Schedule 14N. A nominating shareholder or group must provide notice to the company of its intent to use the rule on new Schedule 14N. The Schedule 14N must include disclosures about the nominating shareholder, the amount and duration of its shareholdings, its intentions with respect to its shares and the company, the identity and qualifications of its nominee, and the relationship between the nominating shareholder, the nominee and the company. The Schedule 14N must be filed with the SEC no more than 150 days and no less than 120 days prior to the anniversary of the mailing of the company’s proxy statement for the prior year.
Number and Priority of Nominees. The number of shareholder nominees that a company is required to include on its proxy is limited to the greater of (i) one and (ii) 25% of the total number of directors on the company’s board. When the number of nominees proposed by shareholders under the rule exceeds the maximum, the company must include in its proxy materials the nominee(s) nominated by the shareholder or group that holds the highest percentage of the company’s voting power.
Amended Exchange Act Rule 14a-8(i)(8) – Election-Related Proposals
The SEC also adopted amendments to Rule 14a-8 under the Exchange Act. Currently, Rule 14a-8(i)(8) permits companies to exclude all shareholder proposals related to the nomination and election of directors from the company’s proxy materials. Under the amended rule, shareholders will be allowed to propose procedures providing greater (but not lesser) access to company proxy materials for shareholder nominees than is provided by Rule 14a-11.
The current eligibility standards and procedures for shareholders submitting proposals pursuant to Rule 14a-8 will continue to apply: a shareholder submitting a proposal for inclusion in the company’s proxy materials must have held, continuously, for one year prior to submitting the proposal, at least $2,000 in market value or 1% of the company’s securities, whichever is less.

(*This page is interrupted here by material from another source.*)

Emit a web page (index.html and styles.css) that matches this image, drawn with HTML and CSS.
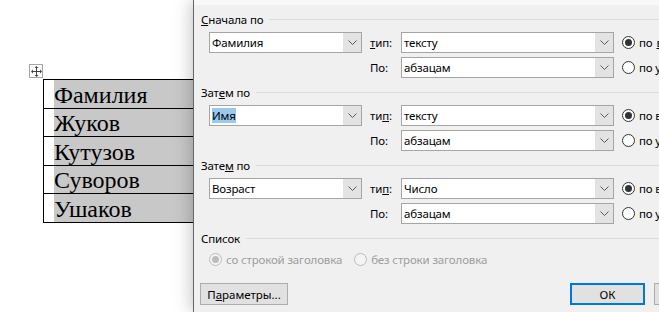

Implications of the New Regime
While only time will tell how much the new proxy access rules will change the relationship between public companies and their shareholders, it is certain that the new rules will provide cheap and powerful new weapons to activist investors. In particular, because they will typically be most able to satisfy Rule 14a-11’s holding requirements and benefit from its priority system, large institutional investors such as public and union pension funds and mutual funds are unlikely to be shy about using the rule to advance their interests. Rule 14a-8’s lower shareholding requirements make it a more realistic vehicle for activism by smaller shareholders, and the elimination of the “election exclusion” will only make it more effective. In light of these changes, public companies would be well advised to consider carefully whether they are likely to be attractive and vulnerable targets for shareholder activism and, where possible, begin taking remedial steps well in advance of the 2011 proxy season. In particular, companies will want to consider the relationship between their performance and their executives’ compensation, how they have addressed previous shareholder proposals and votes on governance, compensation and “social” issues, whether the results of recent elections have identified any directors as particularly vulnerable, and the overall quality and modernity of their corporate governance. Moreover, because the new regime makes it more likely that companies will face contested elections in the next few years, they should start working now on a long-term strategy for managing and improving their relationships with their investors.